Indonesian Heritage at the Fort Canning Park, Singapore

The National Parks Boards recently launched nine historical gardens in Fort Canning Park where they display Indonesian historical heritage in it.

Fort Canning Park is the right place for you the history nerd or a nature lover, as it has some historic landmarks that are full of surprises. Situated in central Singapore, Fort Canning Park gained so much attention for their historical sites inside the park where they are claimed belong to Indonesian heritage, as it is said by Singapore heritage group, Urban Explorers of Singapore.

Pointing out some sites in the park, they stressed that the park is actually promoting “fake heritage” of Singapore. The park is consisted of some historic spots, such as Sang Nila Utama Garden, taken the name of the mystical founder of Singapore, accompanied by Pancur Larangan, the forbidden spring for the 14th century royals. However, the structures of the statues are based on the Majapahit Empire meanwhile Sang Nila Utama supposed to be coming from the older empire of Srivijaya, which was based in Palembang, South Sumatra. “Singapore’s earliest named rulers trace their ancestry to Srivijaya not Majapahit.” Said the heritage group. The same site is also appeared to have been created based on the bathing complex at Tirta Empul Temple in central Bali.
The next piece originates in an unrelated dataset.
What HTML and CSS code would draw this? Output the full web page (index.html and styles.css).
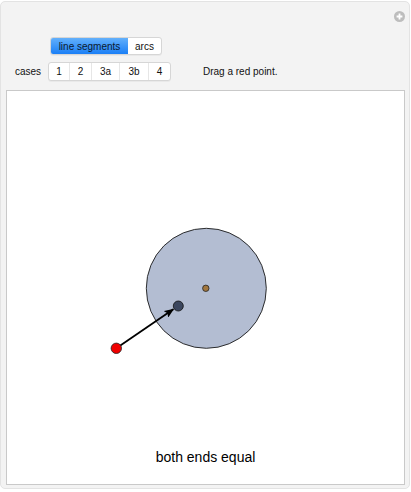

According to The Straits Times, NParks said that the gardens were indeed influenced by Majapahit and Malayu empires. John Miksic, the local historian who worked for the park said that it is common for people to think that the ancient kingdom of Srivijaya had some influences on Singapore because of the former was the first big Malay kingdom. He also added that no one actually knows what Srivijaya structures look like as only their relics remained in Palembang and Jambi.